WHAT THE TASK ASKS |
Determine the number of lines in these entries that hold the word "components". Give the number and nothing more.

[Stored dataset items]

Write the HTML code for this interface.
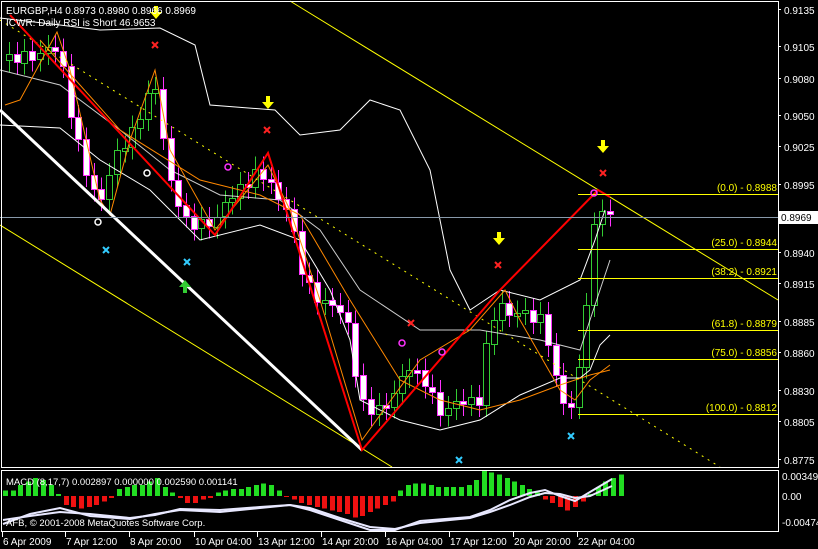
<!DOCTYPE html>
<html><head><meta charset="utf-8"><style>
html,body{margin:0;padding:0;background:#000;width:818px;height:549px;overflow:hidden}
svg{display:block}
text{font-family:"Liberation Sans",sans-serif;font-size:10px;fill:#fff}
</style></head><body>
<svg id="s" width="818" height="549" viewBox="0 0 818 549" xmlns="http://www.w3.org/2000/svg" shape-rendering="crispEdges">
<rect width="818" height="549" fill="#000"/>
<g id="cnd"></g>
<g fill="none" stroke="#fff" stroke-width="1" shape-rendering="auto">
<polyline points="0,18 60,25 100,30 160,28 195,45 210,105 275,110 300,135 340,130 370,100 400,110 430,170 450,270 470,310 500,290 540,300 580,280 595,240 605,210"/>
<polyline points="0,125 60,128 100,160 150,190 200,240 260,225 300,240 330,290 350,340 360,400 400,420 440,430 480,420 520,395 560,378 580,378 590,370 600,345 610,335"/>
<polyline points="0,70 60,85 120,130 170,170 220,195 280,200 320,230 360,290 420,330 480,330 540,340 580,350 600,290 610,260" stroke-opacity=".8"/>
</g>
<g fill="none" stroke="#f80" stroke-width="1" shape-rendering="auto">
<polyline points="5,105 20,100 57,32 70,70 100,200 110,215 130,140 155,70 170,150 215,230 268,165 290,210 320,300 362,440 420,360 470,330 505,290 520,320 560,390 575,400 590,380 610,365"/>
<polyline points="40,40 120,130 200,180 260,195 300,215 350,300 400,380 440,400 480,410 520,400 560,385 590,375 610,370"/>
</g>
<g stroke="#ff0" fill="none" shape-rendering="auto">
<line x1="290" y1="1" x2="778" y2="300"/>
<line x1="0" y1="225" x2="392" y2="467"/>
<line x1="0" y1="20" x2="720" y2="467" stroke-dasharray="2,5"/>
</g>
<line x1="0" y1="110" x2="362" y2="450" stroke="#fff" stroke-width="3" shape-rendering="auto"/>
<polyline points="10,15 215,235 268,153 362,450 500,290 598,190 610,197" fill="none" stroke="#f00" stroke-width="2" shape-rendering="auto"/>
<g stroke="#ff0">
<line x1="578" y1="194.5" x2="778" y2="194.5"/>
<line x1="578" y1="249.5" x2="778" y2="249.5"/>
<line x1="578" y1="278.5" x2="778" y2="278.5"/>
<line x1="578" y1="330.5" x2="778" y2="330.5"/>
<line x1="578" y1="359.5" x2="778" y2="359.5"/>
<line x1="578" y1="414.5" x2="778" y2="414.5"/>
</g>
<line x1="0" y1="217.5" x2="778" y2="217.5" stroke="#8899aa"/>
<g text-anchor="end">
<text x="777" y="191" style="fill:#ff0">(0.0) - 0.8988</text>
<text x="777" y="246" style="fill:#ff0">(25.0) - 0.8944</text>
<text x="777" y="275" style="fill:#ff0">(38.2) - 0.8921</text>
<text x="777" y="327" style="fill:#ff0">(61.8) - 0.8879</text>
<text x="777" y="356" style="fill:#ff0">(75.0) - 0.8856</text>
<text x="777" y="411" style="fill:#ff0">(100.0) - 0.8812</text>
</g>
<g id="mk"></g>
<g fill="none" stroke-width="1.5" shape-rendering="auto">
<circle cx="147" cy="173" r="3" stroke="#fff"/><circle cx="98" cy="222" r="3" stroke="#fff"/>
<circle cx="228" cy="167" r="3" stroke="#f3f"/><circle cx="402" cy="343" r="3" stroke="#f3f"/><circle cx="442" cy="352" r="3" stroke="#f3f"/><circle cx="594" cy="193" r="3" stroke="#f3f"/>
</g>
<rect x="1.5" y="1.5" width="777" height="466" fill="none" stroke="#fff"/>
<rect x="1.5" y="470.5" width="777" height="61" fill="none" stroke="#fff"/>
<g id="macd"></g>
<polyline points="3,524 30,514 60,508 90,516 130,519 155,514 180,510 220,512 260,508 290,505 310,510 340,520 370,530 395,530 420,521 470,517 490,510 510,500 530,493 545,490 560,496 575,501 590,492 612,479" fill="none" stroke="#e8e8ff" stroke-width="2" shape-rendering="auto"/>
<polyline points="3,520 30,516 60,512 90,514 130,518 155,515 180,509 220,510 260,507 290,505 310,508 340,518 370,527 395,529 420,523 470,518 490,512 510,505 530,497 545,493 560,494 575,498 590,496 612,486" fill="none" stroke="#e8e8ff" stroke-width="2" shape-rendering="auto"/>
<text x="6" y="14">EURGBP,H4 0.8973 0.8980 0.8966 0.8969</text>
<text x="6" y="26">ICWR: Daily RSI is Short 46.9653</text>
<text x="6" y="485" style="font-size:9.5px">MACD  (8,17,7) 0.002897 0.000000 0.002590 0.001141</text>
<text x="6" y="526" style="font-size:9.5px">AFB, © 2001-2008 MetaQuotes Software Corp.</text>
<g id="pax"></g>
<rect x="779" y="211" width="39" height="13" fill="#fff"/>
<text x="781" y="221" style="fill:#000">0.8969</text>
<g style="font-size:9.5px">
<text x="782" y="480">0.00349</text><text x="782" y="500">0.00</text><text x="782" y="526">-0.00474</text>
</g>
<g id="dax"></g>
</svg>
<script>
var NS="http://www.w3.org/2000/svg";
function el(p,t,a){var e=document.createElementNS(NS,t);for(var k in a)e.setAttribute(k,a[k]);p.appendChild(e);return e;}
var pts=[[5,60],[30,55],[60,50],[75,130],[90,180],[100,200],[120,150],[135,130],[155,75],[170,180],[185,220],[200,225],[215,220],[240,190],[260,170],[275,185],[290,215],[305,280],[320,300],[335,300],[350,330],[360,400],[370,410],[390,400],[410,370],[425,380],[440,410],[460,405],[480,400],[490,330],[500,300],[510,310],[525,315],[545,320],[555,370],[565,400],[575,410],[585,330],[595,230],[605,200],[612,215]];
function yAt(x){for(var i=1;i<pts.length;i++){if(x<=pts[i][0]){var a=pts[i-1],b=pts[i];return a[1]+(b[1]-a[1])*(x-a[0])/(b[0]-a[0]);}}return 215;}
(function(){
var g=document.getElementById('cnd');var prev=yAt(5);
for(var x=6;x<=612;x+=7.7){var c=yAt(x+4)+((Math.round(x)%3)-1)*5;var o=prev;var up=c<o;var tp=Math.min(o,c),bt=Math.max(o,c);if(bt-tp<3)bt=tp+3;var xx=Math.round(x);
el(g,'line',{x1:xx+3.5,y1:tp-12,x2:xx+3.5,y2:bt+12,stroke:up?'#3c3':'#f3f'});
el(g,'rect',{x:xx+0.5,y:Math.round(tp)+0.5,width:6,height:Math.round(bt-tp),fill:up?'#000':'#fff',stroke:up?'#3c3':'#f3f'});prev=c;}
var mk=document.getElementById('mk');
function arrow(x,y,col,down){var d=down?'M'+(x-2)+','+(y-8)+'h4v6h4l-6,7l-6,-7h4z':'M'+(x-2)+','+(y+8)+'h4v-6h4l-6,-7l-6,7h4z';el(mk,'path',{d:d,fill:col,'shape-rendering':'auto'});}
arrow(156,14,'#ff0',true);arrow(268,104,'#ff0',true);arrow(499,240,'#ff0',true);arrow(603,148,'#ff0',true);arrow(185,285,'#3c3',false);
function cross(x,y,col){el(mk,'path',{d:'M'+(x-3)+','+(y-3)+'L'+(x+3)+','+(y+3)+'M'+(x+3)+','+(y-3)+'L'+(x-3)+','+(y+3),stroke:col,'stroke-width':2,'shape-rendering':'auto'});}
cross(155,45,'#f22');cross(267,130,'#f22');cross(498,265,'#f22');cross(603,173,'#f22');cross(411,323,'#f22');
cross(106,250,'#3cf');cross(187,262,'#3cf');cross(459,460,'#3cf');cross(571,436,'#3cf');
var m=document.getElementById('macd');
var h=[3,3,6,8,10,9,6,1,-5,-6,-7,-6,-5,-3,-1,4,5,6,6,8,10,5,2,-1,-4,-4,-2,-1,2,3,4,4,5,6,7,6,3,0,-2,-4,-5,-6,-7,-8,-9,-10,-12,-11,-9,-7,-5,-3,3,6,7,7,6,5,5,5,5,6,9,14,13,12,10,8,6,4,2,-2,-4,-6,-8,-6,-3,1,5,8,10,12];
for(var i=0;i<h.length;i++){var v=h[i],x2=3+i*7.6;var y0=496;el(m,'rect',{x:Math.round(x2),y:v>0?y0-v*1.8:y0,width:5,height:Math.max(1,Math.abs(v)*1.8),fill:v>0?'#2d2':'#e11'});}
var pa=document.getElementById('pax');
[["0.9135",14],["0.9105",51],["0.9080",83],["0.9050",120],["0.9025",151],["0.8995",189],["0.8940",257],["0.8915",288],["0.8885",326],["0.8860",357],["0.8830",395],["0.8805",426],["0.8775",464]].forEach(function(a){var t=el(pa,'text',{x:784,y:a[1]});t.textContent=a[0];el(pa,'line',{x1:778,y1:a[1]-4.5,x2:781,y2:a[1]-4.5,stroke:'#fff'});});
var da=document.getElementById('dax');
[["6 Apr 2009",3],["7 Apr 12:00",66],["8 Apr 20:00",130],["10 Apr 04:00",195],["13 Apr 12:00",258],["14 Apr 20:00",322],["16 Apr 04:00",386],["17 Apr 12:00",450],["20 Apr 20:00",514],["22 Apr 04:00",578]].forEach(function(a){var t=el(da,'text',{x:a[1],y:545});t.textContent=a[0];el(da,'line',{x1:a[1]-0.5,y1:532,x2:a[1]-0.5,y2:537,stroke:'#fff'});});
})();
</script>
</body></html>
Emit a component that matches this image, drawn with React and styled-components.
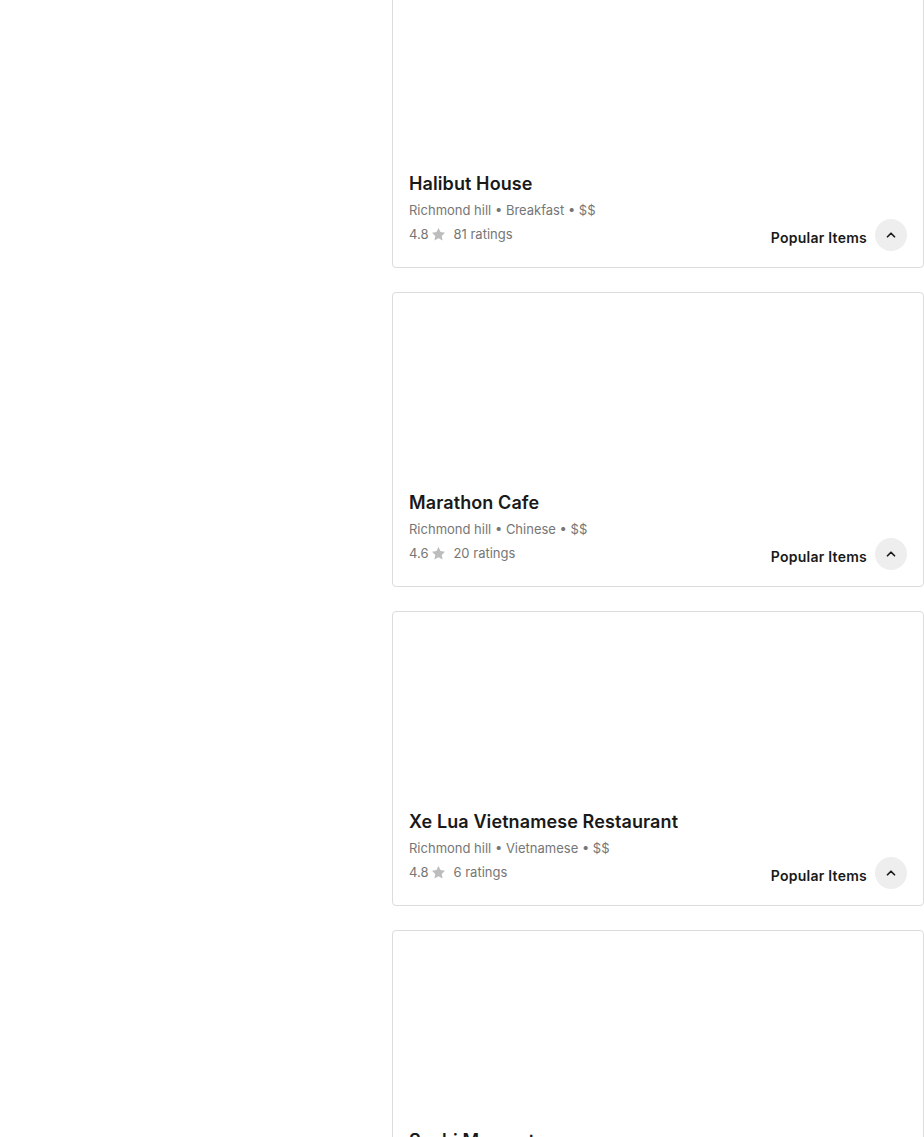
import styled, { createGlobalStyle } from 'styled-components';

// Estilos globales
const Global = createGlobalStyle`
	body {
		margin: 0;
		background: #ffffff;
		font-family: Inter, "Noto Sans", sans-serif;
		color: #191919;
		overflow: hidden;
	}
`;

const Pagina = styled.div`
	display: flex;
	height: 1137px;
	overflow: hidden;
`;

// Columna izquierda vacia
const Lateral = styled.div`
	width: 392px;
	flex-shrink: 0;
`;

// Lista desplazada (scroll)
const Lista = styled.div`
	display: flex;
	flex-direction: column;
	gap: 24px;
	margin-top: -27px;
	width: 532px;
`;

const Tarjeta = styled.div`
	box-sizing: border-box;
	flex-shrink: 0;
	height: 295px;
	border: 1px solid #dcdcdc;
	border-radius: 4px;
	padding: 0 16px 16px 16px;
	display: flex;
	flex-direction: column;
	justify-content: flex-end;
	background: #fff;
`;

const Fila = styled.div`
	display: flex;
	align-items: flex-end;
	justify-content: space-between;
`;

const Info = styled.div`
	display: flex;
	flex-direction: column;
	margin-bottom: 7px;
`;

const Titulo = styled.div`
	font-size: 18px;
	line-height: 24px;
	font-weight: 600;
	letter-spacing: 0.1px;
	margin-bottom: 4px;
`;

const Meta = styled.div`
	font-size: 13px;
	line-height: 20px;
	color: #767676;
	margin-bottom: 4px;
`;

const Calificacion = styled.div`
	display: flex;
	align-items: center;
	gap: 3px;
	font-size: 13px;
	line-height: 20px;
	color: #767676;
	svg {
		margin-right: 4px;
	}
`;

const Populares = styled.div`
	display: flex;
	align-items: center;
	gap: 8px;
	span {
		font-size: 14px;
		font-weight: 600;
		letter-spacing: 0.25px;
		color: #191919;
		margin-top: 4px;
	}
`;

const Boton = styled.button`
	width: 32px;
	height: 32px;
	border-radius: 50%;
	border: none;
	background: #eeeeee;
	display: flex;
	align-items: center;
	justify-content: center;
	padding: 0;
`;

const Estrella = () => (
	<svg width="15" height="15" viewBox="0 0 24 24">
		<path
			fill="#bdbdbd"
			d="M12 1.5l3.2 6.6 7.2 1-5.2 5.1 1.3 7.2L12 18l-6.5 3.4 1.3-7.2-5.2-5.1 7.2-1z"
		/>
	</svg>
);

const Chevron = () => (
	<svg width="14" height="14" viewBox="0 0 24 24">
		<path
			d="M6 15l6-6 6 6"
			fill="none"
			stroke="#191919"
			strokeWidth="3"
			strokeLinecap="round"
			strokeLinejoin="round"
		/>
	</svg>
);

const restaurantes = [
	{ nombre: 'Halibut House', tipo: 'Breakfast', nota: '4.8', votos: 81 },
	{ nombre: 'Marathon Cafe', tipo: 'Chinese', nota: '4.6', votos: 20 },
	{ nombre: 'Xe Lua Vietnamese Restaurant', tipo: 'Vietnamese', nota: '4.8', votos: 6 },
	{ nombre: 'Sushi Moment', tipo: 'Japanese', nota: '4.7', votos: 35 },
];

const App = () => {
	return (
		<Pagina>
			<Global />
			<Lateral />
			<Lista>
				{restaurantes.map((r) => (
					<Tarjeta key={r.nombre}>
						<Fila>
							<Info>
								<Titulo>{r.nombre}</Titulo>
								<Meta>Richmond hill • {r.tipo} • $$</Meta>
								<Calificacion>
									{r.nota}
									<Estrella />
									{r.votos} ratings
								</Calificacion>
							</Info>
							<Populares>
								<span>Popular Items</span>
								<Boton>
									<Chevron />
								</Boton>
							</Populares>
						</Fila>
					</Tarjeta>
				))}
			</Lista>
		</Pagina>
	);
};

export default App;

REPLY |
2